Open Access Articles- Top Results for Laryngectomy


ICD-9-CM 30.2 30.3 30.4
MeSH D007825
MedlinePlus 007398

Laryngectomy is the removal of the larynx and separation of the airway from the mouth, nose and esophagus. In a total laryngectomy the entire larynx is removed and in a partial laryngectomy only a portion is taken out. The laryngectomee breathes through an opening in the neck known as a stoma.[1] This procedure is usually performed in cases of laryngeal cancer. However, many laryngeal cancer cases are now treated only with more conservative surgeries through the mouth or with radiation and/or chemotherapy; laryngectomy is performed when those treatments fail to conserve the larynx or there is sufficient destruction by the cancer that would prevent normal function once it is destroyed. Laryngectomy is also performed on individuals with other types of head and neck cancer[2] or severe swallowing problems.


Laryngectomees number about 60,000 in the United States. Perhaps 10,000 laryngeal cancer cases are treated annually, but only about 3,000 people undergo the surgery each year. Because it is a relatively rare cancer and because the post-operative care is complex in achieving a functional result, laryngeal cancer patients should be treated at or at least consult a major federally designated cancer center, where the fields of surgery, radiology, chemotherapy, speech-language pathology are all available.

Most laryngeal cancers in the UK are glottic, meaning they start in the vocal cords within the larynx. Glottic cancers tend to be picked up at an early stage, as they cause a hoarse voice very quickly. About 90 out of every 100 people (90%) with T1 glottic cancers are cured with radiotherapy or surgery alone. Of those patients who fail radiotherapy, many will be cured with salvage surgery.[3] Many surgeons are returning to the use of endoscopic surgery for such early cancers as the voice result is very good and comparable to that of radiation.

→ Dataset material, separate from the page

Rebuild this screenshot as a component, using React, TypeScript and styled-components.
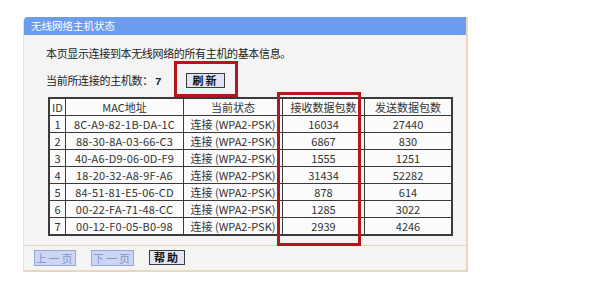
import React from 'react';
import styled, { createGlobalStyle } from 'styled-components';

interface Host {
  id: number;
  mac: string;
  status: string;
  rx: number;
  tx: number;
}

const hosts: Host[] = [
  { id: 1, mac: '8C-A9-82-1B-DA-1C', status: '连接 (WPA2-PSK)', rx: 16034, tx: 27440 },
  { id: 2, mac: '88-30-8A-03-66-C3', status: '连接 (WPA2-PSK)', rx: 6867, tx: 830 },
  { id: 3, mac: '40-A6-D9-06-0D-F9', status: '连接 (WPA2-PSK)', rx: 1555, tx: 1251 },
  { id: 4, mac: '18-20-32-A8-9F-A6', status: '连接 (WPA2-PSK)', rx: 31434, tx: 52282 },
  { id: 5, mac: '84-51-81-E5-06-CD', status: '连接 (WPA2-PSK)', rx: 878, tx: 614 },
  { id: 6, mac: '00-22-FA-71-48-CC', status: '连接 (WPA2-PSK)', rx: 1285, tx: 3022 },
  { id: 7, mac: '00-12-F0-05-B0-98', status: '连接 (WPA2-PSK)', rx: 2939, tx: 4246 },
];

const GlobalStyle = createGlobalStyle`
  body {
    margin: 0;
    background: #ffffff;
    font-family: "Noto Sans CJK SC", "Liberation Sans", sans-serif;
  }
`;

const Page = styled.div`
  padding: 17px 0 0 23px;
`;

const Panel = styled.div`
  position: relative;
  width: 442px;
  background: #f4f4f4;
  border-left: 1px solid #e4e4e4;
  border-right: 2px solid #e8d9bc;
  border-bottom: 2px solid #e8d9bc;
  border-top-left-radius: 4px;
`;

const TitleBar = styled.div`
  height: 18px;
  line-height: 18px;
  background: #6b9cee;
  color: #ffffff;
  font-size: 10.5px;
  padding-left: 7px;
  border-top-left-radius: 4px;
`;

const Body = styled.div`
  padding: 10px 0 9px 22px;
  border-bottom: 1px solid #e6d7bb;
`;

const Intro = styled.div`
  font-size: 11px;
  letter-spacing: -0.35px;
  line-height: 16px;
  color: #222;
`;

const CountRow = styled.div`
  display: flex;
  align-items: center;
  height: 16px;
  margin-top: 11px;
`;

const CountLabel = styled.span`
  width: 140px;
  font-size: 11px;
  letter-spacing: -0.3px;
  color: #222;

  b {
    font-family: "Liberation Mono", monospace;
    font-weight: bold;
    margin-left: 2px;
  }
`;

const Button = styled.button<{ $disabled?: boolean; $w: number }>`
  width: ${(p) => p.$w}px;
  height: ${(p) => (p.$disabled ? 16 : 15)}px;
  padding: 0;
  font-family: "Noto Sans CJK SC", sans-serif;
  font-size: 11px;
  line-height: 1;
  letter-spacing: 2px;
  font-weight: ${(p) => (p.$disabled ? 'normal' : 'bold')};
  color: ${(p) => (p.$disabled ? '#8796c8' : '#111')};
  background: ${(p) => (p.$disabled ? '#ccd5f4' : '#dfe4f6')};
  border: 1px solid ${(p) => (p.$disabled ? '#98a6d6' : '#3a3a3a')};
  border-radius: 0;
`;

const Grid = styled.table`
  margin: 9px 0 0 2px;
  width: 397px;
  border-collapse: collapse;
  border: 2px solid #3a3a3a;
  background: #fbfbfb;
  color: #333;
  font-size: 11px;
  table-layout: fixed;
`;

const HeadCell = styled.th<{ $w: number }>`
  width: ${(p) => p.$w}px;
  height: 16px;
  padding: 0;
  font-weight: normal;
  border: 1px solid #3a3a3a;
  text-align: center;
`;

const Cell = styled.td<{ $mono?: boolean }>`
  height: 16px;
  padding: 0;
  border: 1px solid #3a3a3a;
  text-align: center;
  white-space: nowrap;
  letter-spacing: ${(p) => (p.$mono ? '0.2px' : '0')};
`;

const Footer = styled.div`
  display: flex;
  gap: 15px;
  padding: 4px 0 4px 10px;
`;

const Mark = styled.div<{ $x: number; $y: number; $w: number; $h: number }>`
  position: absolute;
  left: ${(p) => p.$x}px;
  top: ${(p) => p.$y}px;
  width: ${(p) => p.$w}px;
  height: ${(p) => p.$h}px;
  border: 3px solid #b8141c;
  box-sizing: border-box;
  pointer-events: none;
`;

const columns = [
  { label: 'ID', w: 15 },
  { label: 'MAC地址', w: 117 },
  { label: '当前状态', w: 98 },
  { label: '接收数据包数', w: 81 },
  { label: '发送数据包数', w: 86 },
];

const App: React.FC = () => (
  <Page>
    <GlobalStyle />
    <Panel>
      <TitleBar>无线网络主机状态</TitleBar>
      <Body>
        <Intro>本页显示连接到本无线网络的所有主机的基本信息。</Intro>
        <CountRow>
          <CountLabel>
            当前所连接的主机数：<b>7</b>
          </CountLabel>
          <Button $w={39}>刷新</Button>
        </CountRow>
        <Grid>
          <thead>
            <tr>
              {columns.map((c) => (
                <HeadCell key={c.label} $w={c.w}>{c.label}</HeadCell>
              ))}
            </tr>
          </thead>
          <tbody>
            {hosts.map((h) => (
              <tr key={h.id}>
                <Cell>{h.id}</Cell>
                <Cell $mono>{h.mac}</Cell>
                <Cell>{h.status}</Cell>
                <Cell>{h.rx}</Cell>
                <Cell>{h.tx}</Cell>
              </tr>
            ))}
          </tbody>
        </Grid>
      </Body>
      <Footer>
        <Button $disabled $w={42}>上一页</Button>
        <Button $disabled $w={43}>下一页</Button>
        <Button $w={36}>帮助</Button>
      </Footer>
      <Mark $x={150} $y={44} $w={64} $h={36} />
      <Mark $x={253} $y={75} $w={84} $h={154} />
    </Panel>
  </Page>
);

export default App;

The airways and ventilation after laryngectomy

The anatomy changes after a laryngectomy. After a total laryngectomy, the individual is breathing through the stoma where the tracheostomy opens in the neck. There is no longer a connection between the trachea and the mouth and nose. These individuals are termed total neck breathers. After a partial laryngectomy, the individual breathes mainly through the stoma, but a connection still exists between the trachea and upper airways; these individuals are able to breathe air through the mouth and nose. They are therefore termed partial neck breathers. The extent of breathing through the upper airways in these individuals varies and a tracheostomy tube is present in many of them. Ventilation and resuscitation of total and partial neck breathers is through their stoma; however, in these individuals the mouth should be kept closed and the nose sealed to prevent air escape.[4]

Voice replacement

  • Voice functions are generally replaced with a voice prosthesis placed in the tracheo esophageal puncture created by the surgeon. The voice prosthesis is a one-way air valve that allows air to pass from the lungs/trachea to the esophagus when the patient covers the stoma. The redirected air vibrates the esophageal tissue producing a hoarse voice in lieu of the larynx.[5]
  • A second method is the use of an electrolarynx. An electrolarynx is an external device that is placed against the neck and creates vibration that the speaker then articulates. The sound has been characterized as mechanical and robotic.
  • A third method is called esophageal speech. The speaker pushes air into the esophagus and then pushes it back up, articulating speech sounds to speak. This method is time-consuming and difficult to learn and is seldom used by laryngectomees.[6]

In animals

Laryngectomies may be applied to dogs as a debarking procedure.


  1. ^ "ACS :: Speech After Laryngectomy". Archived from the original on 2007-11-05. Retrieved 2007-12-05. 
  2. ^ Brook I (February 2009). "Neck cancer: a physician's personal experience". Arch. Otolaryngol. Head Neck Surg. 135 (2): 118. PMID 19221236. doi:10.1001/archoto.2008.529. 
  3. ^
  4. ^ Brook I (June)|Medical intelligence article: Ventilation of neck breathers undergoing a diagnostic procedure or surgery. Anesth Analg. 114(6)1318-21. 2012
  5. ^ Brook I (July 2009). "A piece of my mind. Rediscovering my voice". JAMA 302 (3): 236. PMID 19602676. doi:10.1001/jama.2009.981. 
  6. ^ Brown DH, Hilgers FJ, Irish JC, Balm AJ (July 2003). "Postlaryngectomy voice rehabilitation: state of the art at the millennium". World J Surg 27 (7): 824–31. PMID 14509514. doi:10.1007/s00268-003-7107-4.